Here is how the two compare and where they overlap:
| Signal | Thin content | Quality content |
|---|---|---|
| Value to searcher | Little or none; user hits back button | Fully satisfies the intent behind the query |
| Origin | Auto-generated, scraped, or spun in bulk | Original, written or reviewed by someone with expertise |
| Coverage | Ignores the sub-questions competitors answer | Covers the topic completely, including edge cases |
| Unique elements | Restates what others already say | Adds original data, examples, or perspective |
| Purpose | Built primarily to rank for keywords | Built primarily to help the reader (E-E-A-T) |
| Typical outcome | Demoted by Panda / Helpful Content | Ranks and gets cited by AI answer engines |
The reason the distinction matters is that the remedies differ. Duplicate content is usually a technical fix: set a canonical tag, consolidate URL variants, or 301-redirect the copies — the playbook in how to fix duplicate content. Thin content is usually an editorial fix: the page needs more genuine value, needs to be merged with a stronger page, or needs to be removed.
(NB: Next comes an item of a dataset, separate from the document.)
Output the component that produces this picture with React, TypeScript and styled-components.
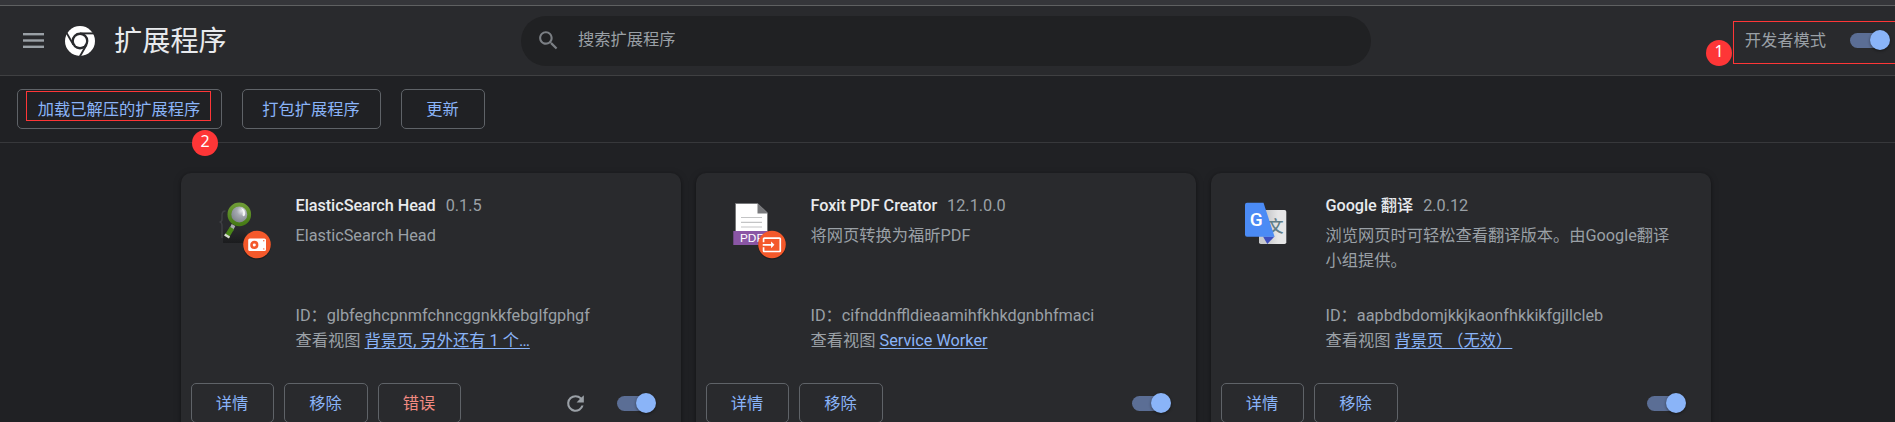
import React from "react";
import styled, { createGlobalStyle } from "styled-components";

const GlobalStyle = createGlobalStyle`
  *, *::before, *::after { box-sizing: border-box; }
  html, body { margin: 0; height: 100%; overflow: hidden; background: #202124; }
  body {
    font-family: Roboto, "Noto Sans CJK SC", sans-serif;
    font-size: 16.25px;
    line-height: 25px;
    color: #9aa0a6;
  }
`;

const Page = styled.div`
  position: relative;
  height: 422px;
  overflow: hidden;
  display: flex;
  flex-direction: column;
`;

const BrowserEdge = styled.div`
  flex: none;
  height: 6px;
  background: #35363a;
  border-bottom: 1px solid #5f6162;
`;

const Header = styled.header`
  flex: none;
  height: 70px;
  display: flex;
  align-items: center;
  padding: 0 5px 0 23px;
  background: #292a2d;
  border-bottom: 1px solid #3f4042;
`;

const Brand = styled.div`
  flex: none;
  width: 498px;
  display: flex;
  align-items: center;

  > svg { display: block; flex: none; }
`;

const Title = styled.h1`
  margin: 0 0 0 19px;
  padding-top: 3px;
  font-size: 28.2px;
  font-weight: 400;
  line-height: 40px;
  color: #e8eaed;
`;

const SearchBox = styled.div`
  flex: none;
  width: 850px;
  height: 50px;
  display: flex;
  align-items: center;
  gap: 17px;
  padding: 0 15px;
  border-radius: 25px;
  background: #202123;
  color: #9aa0a6;

  > svg { display: block; fill: #7b7f84; }
  > span { padding-bottom: 2px; }
`;

const DevMode = styled.label`
  margin-left: auto;
  display: flex;
  align-items: center;
  gap: 24px;
`;

const ToggleTrack = styled.span<{ $width?: number }>`
  position: relative;
  flex: none;
  display: block;
  width: ${(p) => p.$width ?? 39}px;
  height: 15px;

  &::before {
    content: "";
    position: absolute;
    inset: 0 5px 0 0;
    border-radius: 8px;
    background: #5b6e95;
  }
  &::after {
    content: "";
    position: absolute;
    right: 0;
    top: -3px;
    width: 20px;
    height: 20px;
    border-radius: 50%;
    background: #8ab4f8;
    box-shadow: 0 1px 3px rgba(0, 0, 0, 0.45);
  }
`;

const Toolbar = styled.div`
  flex: none;
  height: 67px;
  display: flex;
  align-items: center;
  gap: 20px;
  padding: 0 17px;
  border-bottom: 1px solid #37383b;
`;

const Button = styled.button<{ $width: number; $danger?: boolean }>`
  flex: none;
  width: ${(p) => p.$width}px;
  height: 40px;
  padding: 0 1px 0 0;
  border: 1px solid #5f6368;
  border-radius: 5px;
  background: transparent;
  font: inherit;
  white-space: nowrap;
  color: ${(p) => (p.$danger ? "#f28b82" : "#8ab4f8")};
`;

const Cards = styled.main`
  flex: none;
  display: flex;
  gap: 15px;
  padding: 30px 0 0 181px;
`;

const Card = styled.article`
  flex: none;
  width: 500px;
  height: 260px;
  display: flex;
  flex-direction: column;
  border-radius: 10px;
  background: #292a2d;
  box-shadow: 0 1px 3px rgba(0, 0, 0, 0.35), 0 2px 8px rgba(0, 0, 0, 0.2);
`;

const CardBody = styled.div`
  height: 210px;
  display: flex;
  padding: 20px 36px 0 30px;
`;

const Artwork = styled.div`
  flex: none;
  width: 84.5px;

  > svg { display: block; overflow: visible; }
`;

const Info = styled.div`
  flex: 1;
  min-width: 0;
  display: flex;
  flex-direction: column;
`;

const NameRow = styled.div`
  display: flex;
  gap: 10px;
  height: 30px;
`;

const Name = styled.span`
  font-weight: 500;
  letter-spacing: -0.05px;
  color: #e8eaed;
`;

const Description = styled.p`
  margin: 0;
  height: 80px;
`;

const Detail = styled.div`
  height: 25px;
  white-space: nowrap;
`;

const ViewLink = styled.a`
  color: #8ab4f8;
  text-decoration: underline;
  text-underline-offset: 2px;
  text-decoration-thickness: 1px;
  text-decoration-skip-ink: none;
`;

const Actions = styled.footer`
  display: flex;
  align-items: center;
  gap: 10px;
  height: 40px;
  padding: 0 25px 0 10px;
`;

const Controls = styled.div`
  margin-left: auto;
  display: flex;
  align-items: center;
  gap: 29px;

  > svg { display: block; fill: #9aa0a6; }
`;

const Outline = styled.div<{ $x: number; $y: number; $w: number; $h: number }>`
  position: absolute;
  left: ${(p) => p.$x}px;
  top: ${(p) => p.$y}px;
  width: ${(p) => p.$w}px;
  height: ${(p) => p.$h}px;
  border: 1px solid #fe3637;
`;

const StepBadge = styled.div<{ $x: number; $y: number }>`
  position: absolute;
  left: ${(p) => p.$x}px;
  top: ${(p) => p.$y}px;
  width: 26px;
  height: 26px;
  border-radius: 50%;
  background: #fe3637;
  color: #fff;
  font: 16px/22px "Noto Sans", sans-serif;
  text-align: center;
`;

const MenuIcon = () => (
  <svg width="21" height="15" viewBox="0 0 21 15" fill="#9aa0a6">
    <rect width="21" height="2.4" />
    <rect y="6.3" width="21" height="2.4" />
    <rect y="12.6" width="21" height="2.4" />
  </svg>
);

const LogoSvg = styled.svg`
  margin-left: 21px;
`;

const ChromeLogo = () => (
  <LogoSvg width="30" height="30" viewBox="-15 -15 30 30">
    <circle r="15" fill="#fff" />
    <circle r="8.4" fill="#292a2d" />
    <circle r="6.1" fill="#fff" />
    {[0, 120, 240].map((angle) => (
      <path
        key={angle}
        d="M0 -7.6H15.5"
        stroke="#292a2d"
        strokeWidth="1.9"
        transform={`rotate(${angle})`}
      />
    ))}
  </LogoSvg>
);

const SearchIcon = () => (
  <svg width="25" height="25" viewBox="0 0 24 24">
    <path d="M15.5 14h-.79l-.28-.27C15.41 12.59 16 11.11 16 9.5 16 5.91 13.09 3 9.5 3S3 5.91 3 9.5 5.91 16 9.5 16c1.61 0 3.09-.59 4.23-1.57l.27.28v.79l5 4.99L20.49 19l-4.99-5zm-6 0C7.01 14 5 11.99 5 9.5S7.01 5 9.5 5 14 7.01 14 9.5 11.99 14 9.5 14z" />
  </svg>
);

const ReloadIcon = () => (
  <svg width="25" height="25" viewBox="0 0 24 24">
    <path d="M17.65 6.35A7.96 7.96 0 0 0 12 4a8 8 0 1 0 7.73 10h-2.08A6 6 0 1 1 12 6c1.66 0 3.14.69 4.22 1.78L13 11h7V4l-2.35 2.35z" />
  </svg>
);

const SourceBadge = ({ children }: { children: React.ReactNode }) => (
  <g transform="translate(46 51.5)">
    <circle cy="1" r="14" fill="#000" opacity="0.3" />
    <circle r="13.8" fill="#f4592b" />
    {children}
  </g>
);

const MagnifierArt = () => (
  <svg width="60" height="66" viewBox="0 0 60 66">
    <defs>
      <radialGradient id="lens" cx="0.62" cy="0.32" r="0.7">
        <stop offset="0" stopColor="#e4e6ea" />
        <stop offset="0.35" stopColor="#a5a9b0" />
        <stop offset="1" stopColor="#777c84" />
      </radialGradient>
      <linearGradient id="rim" x1="0" y1="0" x2="0" y2="1">
        <stop offset="0" stopColor="#6d9b35" />
        <stop offset="1" stopColor="#477c16" />
      </linearGradient>
      <linearGradient id="shade" x1="0" y1="0" x2="0" y2="1">
        <stop offset="0" stopColor="#292a2d" />
        <stop offset="1" stopColor="#1b1c1e" />
      </linearGradient>
    </defs>
    <path d="M12 35H30Q37 37 37 48V50H12Z" fill="url(#shade)" />
    <path d="M14.500 18Q11 18 11 22V26Q11 29 8.500 29Q11 29 11 33V45" fill="none" stroke="#444548" strokeWidth="1.500" opacity="0.800" />
    <path d="M22.500 32L20 37" stroke="#a9acaf" strokeWidth="4" />
    <path d="M21 35L15.500 44" stroke="#4a8618" strokeWidth="5" />
    <path d="M13.700 41.500L18.500 44.500" stroke="#d7d9d4" strokeWidth="2.200" />
    <circle cx="28.300" cy="21.400" r="9.900" fill="url(#lens)" stroke="url(#rim)" strokeWidth="3.800" />
    <path d="M30 15Q35 16.500 34 22Q32.500 24.500 31.500 22Q32.500 18 30 15Z" fill="#fff" opacity="0.850" />
    <SourceBadge>
      <rect x="-8.800" y="-6" width="17.800" height="12.600" rx="1.600" fill="#fff" />
      <circle cx="-2.700" cy="0.400" r="2.800" fill="none" stroke="#f4592b" strokeWidth="2.600" />
      <circle cx="6.800" cy="-3.700" r="0.700" fill="#f4592b" />
      <circle cx="6.800" cy="4.400" r="0.700" fill="#f4592b" />
    </SourceBadge>
  </svg>
);

const PdfArt = () => (
  <svg width="60" height="66" viewBox="0 0 60 66">
    <path d="M9.500 10.500H31.500L41.500 20V40H9.500Z" fill="#fff" stroke="#78797b" strokeWidth="1" />
    <path d="M31.500 10L41.800 20.500H31.500Z" fill="#77787b" />
    <path d="M15 24.500H36M15 29.300H36M15 34H36" stroke="#c3c4c5" strokeWidth="1.200" />
    <rect x="7.300" y="38" width="34.700" height="14" fill="#8a56a5" />
    <text x="14" y="49" fontFamily="Liberation Sans, sans-serif" fontSize="11.800" fill="#fff">PDF</text>
    <SourceBadge>
      <path
        transform="translate(-10.100 -9.700) scale(0.835)"
        fill="#fff"
        d="M21 3.010H3c-1.100 0-2 .900-2 2V9h2V4.990h18v14.030H3V15H1v4.010c0 1.100.900 1.980 2 1.980h18c1.100 0 2-.880 2-1.980v-14c0-1.110-.900-2-2-2zM11 16l4-4-4-4v3H1v2h10v3z"
      />
    </SourceBadge>
  </svg>
);

const TranslateArt = () => (
  <svg width="60" height="66" viewBox="4 0 60 66">
    <defs>
      <linearGradient id="sheet" x1="0" x2="1">
        <stop offset="0.300" stopColor="#c9cacc" />
        <stop offset="0.700" stopColor="#e6e6e7" />
      </linearGradient>
    </defs>
    <rect x="22" y="17" width="27.300" height="34" rx="1.800" fill="url(#sheet)" />
    <text x="30.500" y="39" fontFamily="Noto Sans CJK SC, sans-serif" fontSize="16" fontWeight="500" fill="#607d87">文</text>
    <path d="M26 43.500H37.500L30.300 51Z" fill="#3d4fc0" />
    <path d="M10 9.700H26.500L37.600 43.800H10Q8 43.800 8 41.800V11.700Q8 9.700 10 9.700Z" fill="#4b8bf5" />
    <text x="12.700" y="33" fontFamily="Roboto, sans-serif" fontWeight="500" fontSize="19" fill="#fff">G</text>
  </svg>
);

interface Extension {
  name: string;
  version: string;
  description: string;
  id: string;
  view: string;
  art: React.ReactNode;
  local?: boolean;
}

const extensions: Extension[] = [
  {
    name: "ElasticSearch Head",
    version: "0.1.5",
    description: "ElasticSearch Head",
    id: "glbfeghcpnmfchncggnkkfebglfgphgf",
    view: "背景页, 另外还有 1 个…",
    art: <MagnifierArt />,
    local: true,
  },
  {
    name: "Foxit PDF Creator",
    version: "12.1.0.0",
    description: "将网页转换为福昕PDF",
    id: "cifnddnffldieaamihfkhkdgnbhfmaci",
    view: "Service Worker",
    art: <PdfArt />,
  },
  {
    name: "Google 翻译",
    version: "2.0.12",
    description: "浏览网页时可轻松查看翻译版本。由Google翻译小组提供。",
    id: "aapbdbdomjkkjkaonfhkkikfgjllcleb",
    view: "背景页 （无效）",
    art: <TranslateArt />,
  },
];

const ExtensionCard = ({ item }: { item: Extension }) => (
  <Card>
    <CardBody>
      <Artwork>{item.art}</Artwork>
      <Info>
        <NameRow>
          <Name>{item.name}</Name>
          <span>{item.version}</span>
        </NameRow>
        <Description>{item.description}</Description>
        <Detail>ID：{item.id}</Detail>
        <Detail>
          查看视图 <ViewLink>{item.view}</ViewLink>
        </Detail>
      </Info>
    </CardBody>
    <Actions>
      <Button $width={83}>详情</Button>
      <Button $width={84}>移除</Button>
      {item.local && <Button $width={83} $danger>错误</Button>}
      <Controls>
        {item.local && <ReloadIcon />}
        <ToggleTrack />
      </Controls>
    </Actions>
  </Card>
);

export default function App() {
  return (
    <Page lang="zh-CN">
      <GlobalStyle />
      <BrowserEdge />
      <Header>
        <Brand>
          <MenuIcon />
          <ChromeLogo />
          <Title>扩展程序</Title>
        </Brand>
        <SearchBox>
          <SearchIcon />
          <span>搜索扩展程序</span>
        </SearchBox>
        <DevMode>
          开发者模式
          <ToggleTrack $width={40} />
        </DevMode>
      </Header>
      <Toolbar>
        <Button $width={205}>加载已解压的扩展程序</Button>
        <Button $width={139}>打包扩展程序</Button>
        <Button $width={84}>更新</Button>
      </Toolbar>
      <Cards>
        {extensions.map((item) => (
          <ExtensionCard key={item.id} item={item} />
        ))}
      </Cards>
      <Outline $x={26} $y={91} $w={185} $h={30} />
      <StepBadge $x={192} $y={130}>2</StepBadge>
      <Outline $x={1733} $y={21} $w={170} $h={43} />
      <StepBadge $x={1706} $y={40}>1</StepBadge>
    </Page>
  );
}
Treating a thin page as a duplicate (or vice versa) means you apply a canonical tag when the page actually needed rewriting, and the ranking problem never goes away.
The overlap is real, though. A set of near-duplicate doorway pages is both duplicative *and* thin, and cleaning it up solves both at once by consolidating the value into a single strong page.
How to identify thin content on your site
You identify thin content by auditing pages against the intent they target, not against an arbitrary word count. Start by pulling every indexable URL — from your sitemap, Google Search Console's Pages report, and analytics — then triage them with a few concrete signals:
- Low or zero organic traffic and impressions over the last several months, especially on older pages that have had time to rank.
- High bounce or short dwell time relative to similar pages, suggesting the page didn't answer the query.
- Very low word count paired with weak coverage — the page clearly doesn't address the sub-questions the top-ranking results all cover.
- No unique value — no original data, examples, images, or perspective beyond what competitors already say.
- Near-duplicates and templated pages produced in bulk from the same skeleton.
Read a sample of the flagged pages the way a searcher would and ask the blunt question: if I searched this query and landed here, would I be satisfied or hit the back button? That human judgment is the real test. To make the pass systematic across a whole site, run our free SEO + GEO audit, which surfaces weak pages and flags content that fails the "island test" — passages that don't stand on their own well enough for search engines or AI answer engines to cite. Pair it with how to write SEO-friendly content as your standard for what a strong page should include.
How to fix thin content
There are three fixes for thin content — expand, consolidate, or prune — and choosing the right one depends on whether the page targets a query worth ranking for and whether it can realistically be made valuable.
Expand the pages worth saving. If a thin page targets a real query and you have something genuine to add, rewrite it to fully satisfy the intent: answer the main question directly, cover the sub-questions competitors cover, and add original value — an example, a comparison, a step-by-step, data, or a visual. The goal is not to hit a word count; it is to make the page the most useful result for its query. Length rises as a side effect of real coverage, not the other way around.
Consolidate overlapping pages. When several thin pages circle the same topic, merge them into one strong, comprehensive page and 301-redirect the old URLs to it. This concentrates your value, your links, and your ranking signals into a single page that can actually compete, instead of several weak ones splitting attention.
Prune what can't be saved. Some pages have no query worth targeting and no realistic path to value — expired listings, empty tag pages, thin syndicated posts. Remove them (return 410 or delete) or, if they must stay live for users but shouldn't rank, keep them out of the index with a noindex tag. Pruning dead weight is not just cleanup: because thin content can drag down a whole site, removing it often lifts the pages you keep.
One caution: prune deliberately, not in a panic. Confirm a page truly has no value and no meaningful traffic or links before deleting it, and redirect where a related page exists so you don't strand visitors or lose earned signals.